Winston, Johnson says, will make plays. Auburn’s defense, he says, must limit those plays to have a chance at success.
“He can make any throw on the field,” Johnson said. “I think he's a tremendous leader for a young player. He's obviously, I think, handled things extremely well. The pressure of going undefeated if you've never done it before, it's different, and each game it mounts. Some people can't handle it. Recent weeks have shown that.”
Junior safety Jermaine Whitehead, who signed with Auburn a month after the 2010 national championship, says there is no denying Winton’s talent. But he says he and his teammates are prepared for the challenge.
“He brings a lot to the table for his team,” Whitehead said. “He offered them the leadership role, and the guys on his team believe in him. You know their goal is to make unbelievable plays for him. I think the goal of my teammates is to get him out of his comfort zone and have him rattled early. I think it's going to be a great day for us.”
Though he was not charged after a Florida State student alleged he had sexually assaulted her, Winston has heard continuing criticism. The victim’s lawyer continues to say Winston assaulted her client. The football field, he says, has been his sanctuary.

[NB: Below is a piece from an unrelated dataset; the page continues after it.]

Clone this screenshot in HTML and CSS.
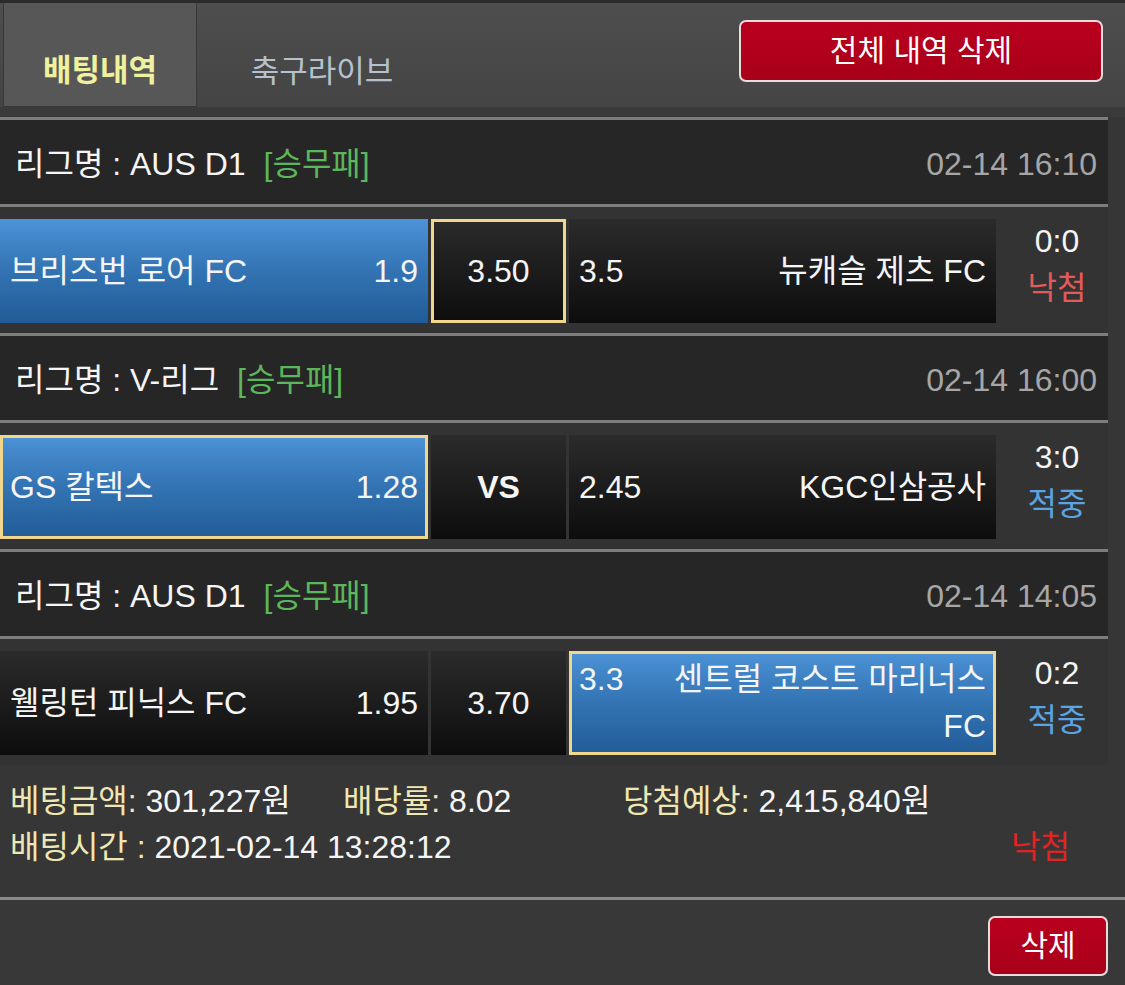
FILE: index.html
```html
<!DOCTYPE html>
<html lang="ko">
<head>
<meta charset="utf-8">
<title>배팅내역</title>
<link rel="stylesheet" href="styles.css">
</head>
<body>
<header class="topbar">
  <div class="topbar-row">
    <nav class="tabs">
      <div class="tab active">배팅내역</div>
      <div class="tab live">축구라이브</div>
    </nav>
    <button class="btn-red btn-all">전체 내역 삭제</button>
  </div>
</header>

<div class="list">
  <section class="game">
    <div class="league"><span class="lname">리그명 : AUS D1</span><span class="ltype">[승무패]</span><span class="date">02-14 16:10</span></div>
    <div class="match">
      <div class="cell home blue"><span class="team">브리즈번 로어 FC</span><span class="odd">1.9</span></div>
      <div class="cell draw dark pick">3.50</div>
      <div class="cell away dark"><div class="inner"><span class="odd">3.5</span><span class="team">뉴캐슬 제츠 FC</span></div></div>
      <div class="score"><span>0:0</span><span class="lose">낙첨</span></div>
    </div>
  </section>

  <section class="game">
    <div class="league"><span class="lname">리그명 : V-리그</span><span class="ltype">[승무패]</span><span class="date">02-14 16:00</span></div>
    <div class="match">
      <div class="cell home blue pick"><span class="team">GS 칼텍스</span><span class="odd">1.28</span></div>
      <div class="cell draw dark vs">VS</div>
      <div class="cell away dark"><div class="inner"><span class="odd">2.45</span><span class="team">KGC인삼공사</span></div></div>
      <div class="score"><span>3:0</span><span class="win">적중</span></div>
    </div>
  </section>

  <section class="game">
    <div class="league"><span class="lname">리그명 : AUS D1</span><span class="ltype">[승무패]</span><span class="date">02-14 14:05</span></div>
    <div class="match">
      <div class="cell home dark"><span class="team">웰링턴 피닉스 FC</span><span class="odd">1.95</span></div>
      <div class="cell draw dark">3.70</div>
      <div class="cell away blue pick"><div class="inner"><span class="odd">3.3</span><span class="team wide">센트럴 코스트 마리너스 FC</span></div></div>
      <div class="score"><span>0:2</span><span class="win">적중</span></div>
    </div>
  </section>
</div>

<div class="summary">
  <div class="sum-row">
    <div class="item w1"><span class="label">베팅금액:</span> 301,227원</div>
    <div class="item w2"><span class="label">배당률:</span> 8.02</div>
    <div class="item"><span class="label">당첨예상:</span> 2,415,840원</div>
  </div>
  <div class="sum-row">
    <div class="item"><span class="label">배팅시간 :</span> 2021-02-14 13:28:12</div>
    <div class="item result-lose">낙첨</div>
  </div>
</div>

<footer class="footer">
  <button class="btn-red btn-del">삭제</button>
</footer>
</body>
</html>
```

FILE: styles.css
```css
* {
  box-sizing: border-box;
  margin: 0;
  padding: 0;
}

body {
  width: 1125px;
  height: 985px;
  overflow: hidden;
  background: #363636;
  color: #f5f5f5;
  font-family: "Liberation Sans", "Noto Sans CJK KR", sans-serif;
  font-size: 32px;
  line-height: 47px;
}

/* ---------- top bar ---------- */
.topbar {
  height: 117px;
  border-top: 3px solid #2b2b2b;
  background: #3a3a3a;
  padding-bottom: 10px;
}

.topbar-row {
  height: 104px;
  display: flex;
  justify-content: space-between;
  background: linear-gradient(#4e4e4e, #444444);
}

.tabs {
  display: flex;
}

.tab {
  display: flex;
  align-items: flex-end;
  justify-content: center;
  padding-bottom: 12px;
  font-size: 31px;
}

.tab.active {
  width: 194px;
  margin-left: 3px;
  background: #575757;
  border: 1px solid #383838;
  border-top: none;
  color: #eff19f;
  font-weight: bold;
}

.tab.live {
  width: 250px;
  color: #b5c1cd;
}

.btn-red {
  font-family: inherit;
  color: #ffffff;
  background: linear-gradient(#b9001f, #a90019);
  border: 2px solid #e9dcdc;
  border-radius: 7px;
  font-size: 30px;
  line-height: 1;
  cursor: pointer;
}

.btn-all {
  width: 364px;
  height: 62px;
  margin-top: 17px;
  margin-right: 22px;
}

/* ---------- list ---------- */
.list {
  margin-right: 17px;
}

.league {
  display: flex;
  align-items: center;
  height: 87px;
  padding: 4px 11px 0 15px;
  border-top: 3px solid #7d7d7d;
  background: #262626;
}

.ltype {
  margin-left: 18px;
  color: #5cb65b;
}

.date {
  margin-left: auto;
  color: #a6a6a6;
}

.match {
  display: flex;
  height: 129px;
  padding: 12px 0 10px;
  border-top: 3px solid #7d7d7d;
  background: #333333;
}

.cell {
  height: 104px;
  display: flex;
  align-items: center;
  padding: 0 10px;
}

.home {
  width: 428px;
  justify-content: space-between;
}

.draw {
  width: 135px;
  margin-left: 3px;
  justify-content: center;
}

.away {
  width: 427px;
  margin-left: 3px;
}

.inner {
  flex: 1;
  display: flex;
  align-items: baseline;
  justify-content: space-between;
}

.inner .team {
  text-align: right;
  margin-left: 40px;
}

.team.wide {
  max-width: 320px;
}

.blue {
  background: linear-gradient(#4c93d7 0%, #3576b6 45%, #215b97 100%);
}

.dark {
  background: linear-gradient(#2b2b2b, #0d0d0d);
}

.pick {
  box-shadow: inset 0 0 0 3px #f1d68d;
}

.vs {
  font-weight: bold;
}

.score {
  flex: 1;
  display: flex;
  flex-direction: column;
  align-items: center;
  justify-content: center;
  padding: 0 0 13px 10px;
}

.lose {
  color: #e35a5a;
}

.win {
  color: #5ca3e2;
}

/* ---------- summary ---------- */
.summary {
  height: 132px;
  padding: 13px 55px 0 10px;
  line-height: 46px;
}

.sum-row {
  display: flex;
}

.item.w1 {
  width: 333px;
}

.item.w2 {
  width: 280px;
}

.label {
  color: #efe7b3;
}

.result-lose {
  margin-left: auto;
  color: #e02424;
}

/* ---------- footer ---------- */
.footer {
  height: 88px;
  display: flex;
  justify-content: flex-end;
  padding: 16px 17px 0 0;
  border-top: 3px solid #8a8a8a;
  background: #383838;
}

.btn-del {
  width: 120px;
  height: 60px;
}
```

“I can’t control what other people’s motives are,” Winston said. “What I can control is what I do on the football field every single day and how I react around my teammates. That's what we really focus on, because it's not over yet. Obviously, we've got a great Auburn team that we've got to face, and it's an actual rivalry game for me because I'm playing the home state team.
“What people think outside of this and what people are trying to do, I can't control any of that. I just go out there and play football because I enjoy it and I love it and it's my passion. I've got these boys around me, and that's what we love to do, go out there and play Florida State football.”